Photo from Skookum Lab.
Tetreault credits the funding they received from Vancouver Foundation for helping give them the time and space to develop these networks. The three-year grant they were awarded allowed them to build relationships that wouldn’t have been able to flourish in just one year. “We had the luxury of being able to really cultivate relationships in our community, which was something that's been lacking, and that you just can’t do in a one-year funding cycle,” he says.
Impact with Momentum
Like the bolstered community connections, Skookum Lab’s work is continuing to create a ripple effect of positive change. “Through this lab process we have created and amplified the voice that’s here and you can’t turn that back down,” Tetreault said to Rose.
One of several examples of Skookum’s growing branches is their ambassador program, which has encouraged some community members to become leaders in advocacy for change.
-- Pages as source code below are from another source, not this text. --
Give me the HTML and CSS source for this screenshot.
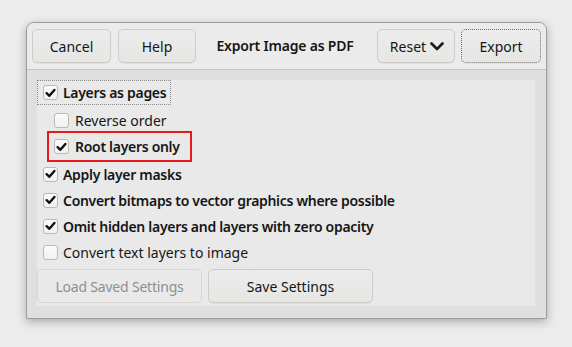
FILE: index.html
```html
<!DOCTYPE html>
<html>
<head>
<meta charset="utf-8">
<link rel="stylesheet" href="styles.css">
</head>
<body>
<div class="window">
  <div class="header">
    <button class="btn hbtn cancel">Cancel</button>
    <button class="btn hbtn help">Help</button>
    <div class="title">Export Image as PDF</div>
    <button class="btn hbtn reset">Reset
      <svg class="chev" width="14" height="9" viewBox="0 0 14 9"><polyline points="1.5,1.5 7,7 12.5,1.5" fill="none" stroke="#1a1a1a" stroke-width="2.6" stroke-linecap="round" stroke-linejoin="round"/></svg>
    </button>
    <button class="btn hbtn export">Export</button>
  </div>
  <div class="body">
    <div class="panel">
      <div class="row focus"><span class="cb on"><svg width="14" height="14" viewBox="0 0 14 14"><polyline points="2.8,7.2 5.8,10 11.2,3.8" fill="none" stroke="#111" stroke-width="2.6" stroke-linecap="round" stroke-linejoin="round"/></svg></span><span class="lbl b">Layers as pages</span></div>
      <div class="row sub"><span class="cb"></span><span class="lbl">Reverse order</span></div>
      <div class="row hl"><span class="cb on"><svg width="14" height="14" viewBox="0 0 14 14"><polyline points="2.8,7.2 5.8,10 11.2,3.8" fill="none" stroke="#111" stroke-width="2.6" stroke-linecap="round" stroke-linejoin="round"/></svg></span><span class="lbl b">Root layers only</span></div>
      <div class="row main first"><span class="cb on"><svg width="14" height="14" viewBox="0 0 14 14"><polyline points="2.8,7.2 5.8,10 11.2,3.8" fill="none" stroke="#111" stroke-width="2.6" stroke-linecap="round" stroke-linejoin="round"/></svg></span><span class="lbl b">Apply layer masks</span></div>
      <div class="row main"><span class="cb on"><svg width="14" height="14" viewBox="0 0 14 14"><polyline points="2.8,7.2 5.8,10 11.2,3.8" fill="none" stroke="#111" stroke-width="2.6" stroke-linecap="round" stroke-linejoin="round"/></svg></span><span class="lbl b">Convert bitmaps to vector graphics where possible</span></div>
      <div class="row main"><span class="cb on"><svg width="14" height="14" viewBox="0 0 14 14"><polyline points="2.8,7.2 5.8,10 11.2,3.8" fill="none" stroke="#111" stroke-width="2.6" stroke-linecap="round" stroke-linejoin="round"/></svg></span><span class="lbl b">Omit hidden layers and layers with zero opacity</span></div>
      <div class="row main"><span class="cb"></span><span class="lbl">Convert text layers to image</span></div>
      <div class="actions">
        <button class="btn abtn disabled">Load Saved Settings</button>
        <button class="btn abtn">Save Settings</button>
      </div>
    </div>
  </div>
</div>
</body>
</html>
```

FILE: styles.css
```css
* { box-sizing: border-box; }
html, body { margin: 0; padding: 0; }
body {
  background: #ececec;
  font-family: "Noto Sans", "DejaVu Sans", sans-serif;
  font-size: 14px;
  color: #161616;
  padding: 22px 0 0 26px;
  width: 572px;
  height: 347px;
  overflow: hidden;
}
.window {
  width: 521px;
  height: 297px;
  border: 1px solid #9c9c9c;
  border-radius: 8px 8px 1px 1px;
  background: #dfdfdf;
  box-shadow: 0 3px 10px rgba(0,0,0,0.28);
  display: flex;
  flex-direction: column;
  overflow: hidden;
}
.header {
  height: 47px;
  flex: none;
  background: #ebebeb;
  border-bottom: 1px solid #c4c4c4;
  display: flex;
  align-items: flex-start;
  padding: 6px 5px 0 5px;
}
.btn {
  font-family: inherit;
  font-size: 14px;
  color: #161616;
  background: linear-gradient(#ececec, #e6e6e5);
  border: 1px solid #cfcac5;
  border-radius: 5px;
  box-shadow: 0 1px 0 rgba(0,0,0,0.04);
  height: 34px;
  padding: 0;
  display: flex;
  align-items: center;
  justify-content: center;
}
.hbtn { flex: none; }
.cancel { width: 79px; }
.help { width: 78px; margin-left: 7px; }
.title {
  flex: 1;
  text-align: center;
  font-weight: 600;
  letter-spacing: -0.2px;
  line-height: 34px;
  padding-right: 3px;
}
.reset { width: 78px; gap: 4px; padding-left: 2px; }
.chev { display: block; margin-top: 1px; }
.export {
  width: 80px;
  margin-left: 6px;
  border: 1px dotted #6d6d6d;
  border-radius: 5px;
}
.body {
  flex: 1;
  padding: 10px 11px 12px 10px;
}
.panel {
  background: #e9e9e9;
  height: 100%;
  display: flex;
  flex-direction: column;
  align-items: flex-start;
}
.row {
  display: flex;
  align-items: center;
  white-space: nowrap;
}
.cb {
  width: 15px;
  height: 15px;
  border: 1px solid #bdb8b3;
  border-radius: 3px;
  background: linear-gradient(#fbfbfb, #f1f1f1);
  flex: none;
  display: flex;
  align-items: center;
  justify-content: center;
}
.cb svg { display: block; }
.lbl { margin-left: 5px; }
.b { font-weight: 600; letter-spacing: -0.3px; }
.focus {
  height: 25px;
  border: 1px dotted #8a8a8a;
  padding: 0 4px 0 5px;
}
.sub {
  height: 24px;
  margin-top: 3px;
  padding-left: 17px;
}
.sub .lbl { margin-left: 6px; }
.hl {
  height: 31px;
  margin-left: 10px;
  margin-top: -1px;
  width: 145px;
  border: 2px solid #e8191c;
  padding-left: 5px;
}
.hl .lbl { margin-left: 6px; }
.main {
  height: 26px;
  padding-left: 6px;
}
.first { margin-top: -1px; }
.actions {
  display: flex;
  gap: 6px;
  margin-top: 4px;
}
.abtn { width: 165px; }
.abtn.disabled {
  color: #8e9091;
  border-color: #d8d4d0;
  background: #e9e9e9;
  box-shadow: none;
  letter-spacing: -0.2px;
}
```
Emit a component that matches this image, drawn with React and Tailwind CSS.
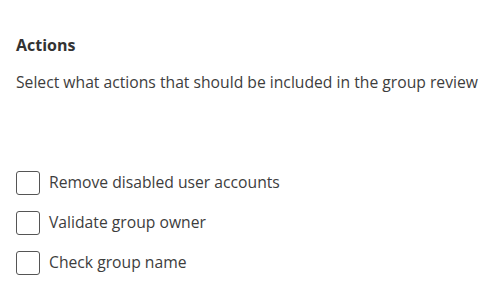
export default function App() {
  const items = ["Remove disabled user accounts", "Validate group owner", "Check group name"];
  return (
    <div className="w-[500px] h-[289px] bg-white pl-4 pt-[34px] text-[#333333]" style={{ fontFamily: '"Open Sans", sans-serif' }}>
      <h2 className="text-[16px] leading-[22px] font-bold">Actions</h2>
      <p className="mt-[15px] text-[15.7px] leading-[22px] text-[#3d3d3d]">Select what actions that should be included in the group review</p>
      <div className="mt-[78px] flex flex-col gap-4">
        {items.map((t) => (
          <label key={t} className="flex items-center gap-[9px] h-6">
            <span className="w-6 h-6 rounded-[3px] border-[1.5px] border-[#555555] bg-white" />
            <span className="text-[15.7px] text-[#3d3d3d]">{t}</span>
          </label>
        ))}
      </div>
    </div>
  );
}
The program, which is currently composed of eight women across different generations, has partnered with the SFU Centre for the Study of Educational Leadership and Policy.
Thanks to a national research grant, the ambassadors will be working with SFU to co-develop urban Indigenous women’s leadership theory. Three of these ambassadors have since been hired as community researchers at SFU, and Slater says a film is also in the works.
Now that the three-year grant funding from Vancouver Foundation is complete, Skookum Lab will draw to a close.
“I know the lab is sort of coming to an end, but Skookum will continue, we’ve committed within the Surrey Urban Indigenous Leadership Committee to having the spirit, the approaches, the level of engagement to continue, and have even the brand Skookum continue, it's just the lab will come to a close,” says Tetreault.